Namun dana itu penting untuk mencegah dan meminimalisir dampak Covid-19.

“Memang akan ada masalah nanti. Tapi yang perlu mendapat catatan adalah pengelolaan utang, dari mana utang itu berasal,” ujar dia.

“Selama ini surat utang negara sebagian besar dikuasai oleh asing. Dalam dolar juga lebih besar. Ini yang berbahaya,” ujar dia.

Namun untuk menggeser utang menjadi rupiah dan banyak dibeli dari dalam negeri, bukan persoalan mudah, kata Faisal.

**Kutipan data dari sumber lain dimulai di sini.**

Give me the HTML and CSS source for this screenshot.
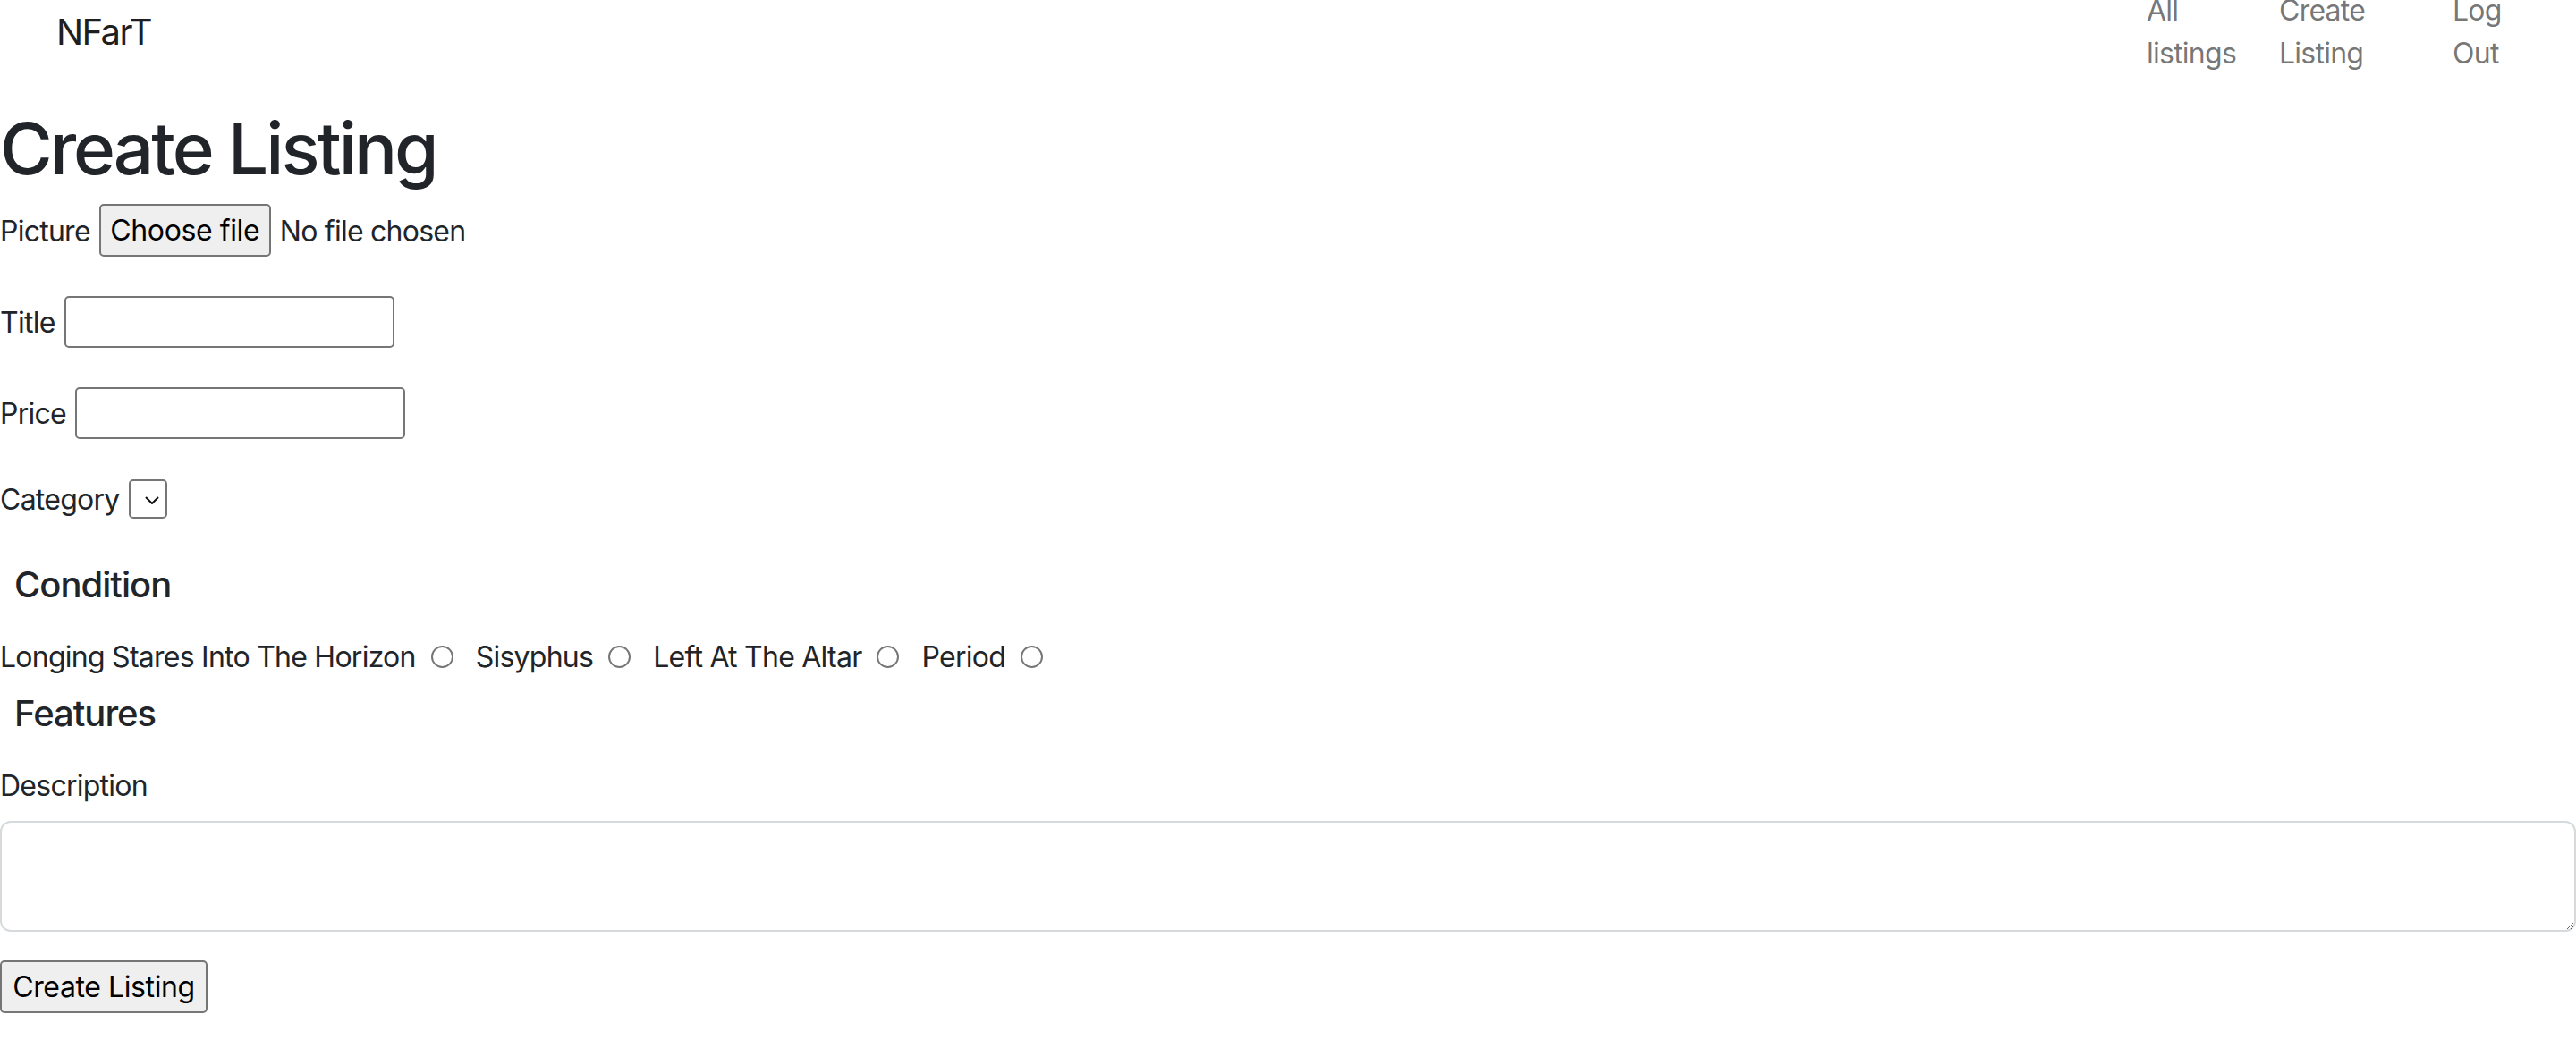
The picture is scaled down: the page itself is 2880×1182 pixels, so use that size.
FILE: index.html
```html
<!DOCTYPE html>
<html lang="en">
<head>
<meta charset="utf-8">
<title>Create Listing</title>
<link rel="stylesheet" href="styles.css">
</head>
<body>
<header class="navbar">
  <a class="brand" href="#">NFarT</a>
  <ul class="nav">
    <li class="nav-item nav-item-all"><a class="nav-link" href="#">All listings</a></li>
    <li class="nav-item nav-item-create"><a class="nav-link" href="#">Create Listing</a></li>
    <li class="nav-item nav-item-logout"><a class="nav-link" href="#">Log Out</a></li>
  </ul>
</header>
<main class="page">
  <h1 class="page-title">Create Listing</h1>
  <form class="form">
    <div class="row row-picture">
      <label class="label">Picture</label>
      <button type="button" class="btn file-btn">Choose file</button>
      <span class="file-name">No file chosen</span>
    </div>
    <div class="row row-input">
      <label class="label">Title</label>
      <input class="text-input" type="text">
    </div>
    <div class="row row-input">
      <label class="label">Price</label>
      <input class="text-input" type="text">
    </div>
    <div class="row row-category">
      <label class="label">Category</label>
      <span class="select-wrap">
        <select class="select"></select>
        <svg class="chevron" width="16" height="9" viewBox="0 0 16 9"><path d="M1 1 L8 8 L15 1" fill="none" stroke="#111" stroke-width="2"/></svg>
      </span>
    </div>
    <h5 class="section-title section-condition">Condition</h5>
    <div class="radios">
      <label class="radio-label">Longing Stares Into The Horizon</label><input class="radio" type="radio" name="condition">
      <label class="radio-label">Sisyphus</label><input class="radio" type="radio" name="condition">
      <label class="radio-label">Left At The Altar</label><input class="radio" type="radio" name="condition">
      <label class="radio-label">Period</label><input class="radio" type="radio" name="condition">
    </div>
    <h5 class="section-title section-features">Features</h5>
    <label class="desc-label">Description</label>
    <textarea class="textarea"></textarea>
    <button type="submit" class="btn submit-btn">Create Listing</button>
  </form>
</main>
</body>
</html>
```
FILE: styles.css
```css
html, body {
  margin: 0;
  padding: 0;
}
body {
  font-family: "Inter", sans-serif;
  font-size: 32px;
  line-height: 1.5;
  letter-spacing: -0.75px;
  color: #212529;
  background: #fff;
}
*, *::before, *::after {
  box-sizing: border-box;
}
.navbar {
  height: 72px;
  display: flex;
  align-items: center;
  justify-content: space-between;
  padding-left: 63px;
}
.brand {
  font-size: 40px;
  line-height: 60px;
  letter-spacing: -1.6px;
  color: rgba(0, 0, 0, 0.9);
  text-decoration: none;
}
.nav {
  display: flex;
  list-style: none;
  margin: 0 14px 0 0;
  padding: 0;
}
.nav-item-all { width: 148px; }
.nav-item-create { width: 194px; }
.nav-item-logout { width: 140px; }
.nav-link {
  display: block;
  padding: 0 16px;
  color: rgba(0, 0, 0, 0.55);
  text-decoration: none;
}
.page-title {
  font-size: 80px;
  font-weight: 500;
  line-height: 96px;
  letter-spacing: -3px;
  margin: 46px 0 0;
}
.form {
  display: flex;
  flex-direction: column;
  align-items: flex-start;
}
.row {
  display: flex;
  align-items: center;
  gap: 10px;
}
.row-picture {
  height: 59px;
  margin-top: 14px;
}
.row-input {
  height: 58px;
  margin-top: 44px;
}
.row-category {
  height: 44px;
  margin-top: 45px;
}
.label,
.file-name,
.radio-label,
.desc-label {
  position: relative;
  top: 1px;
}
.btn {
  font: inherit;
  letter-spacing: -0.4px;
  color: #000;
  background: #efefef;
  border: 2px solid #767676;
  border-radius: 5px;
  padding: 0;
}
.file-btn {
  width: 192px;
  height: 59px;
}
.text-input {
  width: 369px;
  height: 58px;
  border: 2px solid #767676;
  border-radius: 5px;
  background: #fff;
  font: inherit;
}
.select-wrap {
  position: relative;
  display: block;
  width: 43px;
  height: 44px;
}
.select {
  appearance: none;
  -webkit-appearance: none;
  display: block;
  width: 43px;
  height: 44px;
  border: 2px solid #767676;
  border-radius: 5px;
  background: #fff;
  margin: 0;
}
.chevron {
  position: absolute;
  left: 18px;
  top: 19px;
}
.section-title {
  font-size: 40px;
  font-weight: 500;
  line-height: 48px;
  letter-spacing: -1px;
  margin: 0;
  padding-left: 16px;
}
.section-condition {
  margin-top: 50px;
}
.radios {
  display: flex;
  align-items: center;
  height: 48px;
  margin-top: 32px;
}
.radio {
  appearance: none;
  -webkit-appearance: none;
  width: 25px;
  height: 25px;
  border: 2px solid #767676;
  border-radius: 50%;
  background: #fff;
  margin: 0 25px 0 17px;
}
.section-features {
  margin-top: 16px;
}
.desc-label {
  display: block;
  margin-top: 32px;
  line-height: 48px;
}
.textarea {
  display: block;
  width: 100%;
  height: 124px;
  margin-top: 16px;
  border: 2px solid #d6dadd;
  border-radius: 12px;
  font: inherit;
}
.submit-btn {
  width: 232px;
  height: 59px;
  margin-top: 32px;
}
```
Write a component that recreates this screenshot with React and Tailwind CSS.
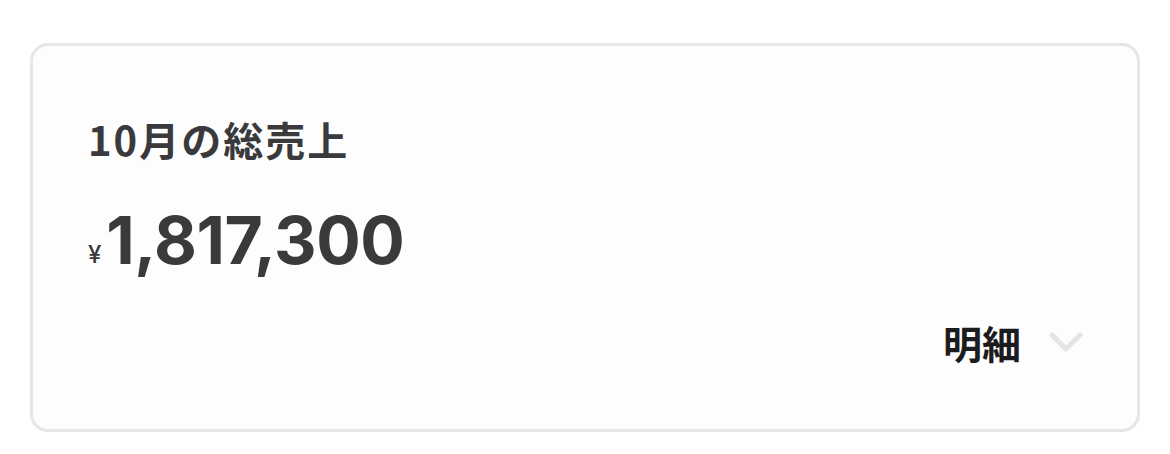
import React from 'react';

const ChevronDown = () => (
  <svg width="34" height="22" viewBox="0 0 34 22" fill="none" className="block">
    <path d="M3 3 L17 17 L31 3" stroke="#e4e4e4" strokeWidth="5" strokeLinecap="round" strokeLinejoin="round" />
  </svg>
);

const App = () => {
  return (
    <div className="w-[1170px] h-[454px] bg-white pt-[43px] pl-[30px]" style={{ fontFamily: '"Noto Sans CJK JP", sans-serif' }}>
      {/* 売上カード */}
      <div className="w-[1110px] h-[389px] rounded-[18px] border-[3px] border-[#e6e6e6] bg-[#fdfdfd] pl-[55px] pr-[54px] pt-[69px]">
        <h2 className="text-[40px] leading-[48px] font-bold text-[#3a3a3c] tracking-[2px]">10月の総売上</h2>

        <div className="flex items-end mt-[42px] text-[#3a3a3c]" style={{ fontFamily: 'Inter, "Noto Sans CJK JP", sans-serif' }}>
          <span className="text-[24px] leading-[30px] mb-[5px] mr-[5px] font-medium">¥</span>
          <span className="text-[66px] leading-[70px] font-bold tracking-[-0.5px]">1,817,300</span>
        </div>

        <div className="flex items-center justify-end mt-[44px]">
          <span className="text-[39px] leading-[46px] font-bold text-[#1c1c1e]">明細</span>
          <span className="ml-[28px] mt-[2px]"><ChevronDown /></span>
        </div>
      </div>
    </div>
  );
};

export default App;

“Jadi kalau ada bond kalau bisa dari dalam negeri dan rupiah. Tapi likuiditas dalam negeri saat ini terbesar. Minat yang besar memang luar,” ujar dia.

Karena itu, intervensi BI untuk membantu sisi pembiayaan sangat diperlukan.

“Kalau BI yang beli itu aman, dibanding harus dibeli orang luar atau pembiayaan melalui bilateral maupun multilateral,”

“Utang tidak masalah, sepanjang dia di dalam negeri. Kalau dalam bentuk dolar atau asing itu rentan bisa pergi. Nilai tukar kita lemah, utang dolar gampang untuk keluar,” ujar dia.

Gubernur Bank Indonesia sebelumnya mengatakan bank sentral pada dasarnya tidak bisa membiayai defisit fiskal negara. Namun karena wabah yang bersifat luar biasa ini ada ruang bagi bank sentral untuk ikut membiayai defisit.

Dalam Perrpu 1/2000, Bank Indonesia diberi kewenangan membeli Surat Utang Negara dan/atau Surat Berharga Syariah Negara berjangka panjang, termasuk surat utang khusus untuk memerangi Pandemi Covid-19.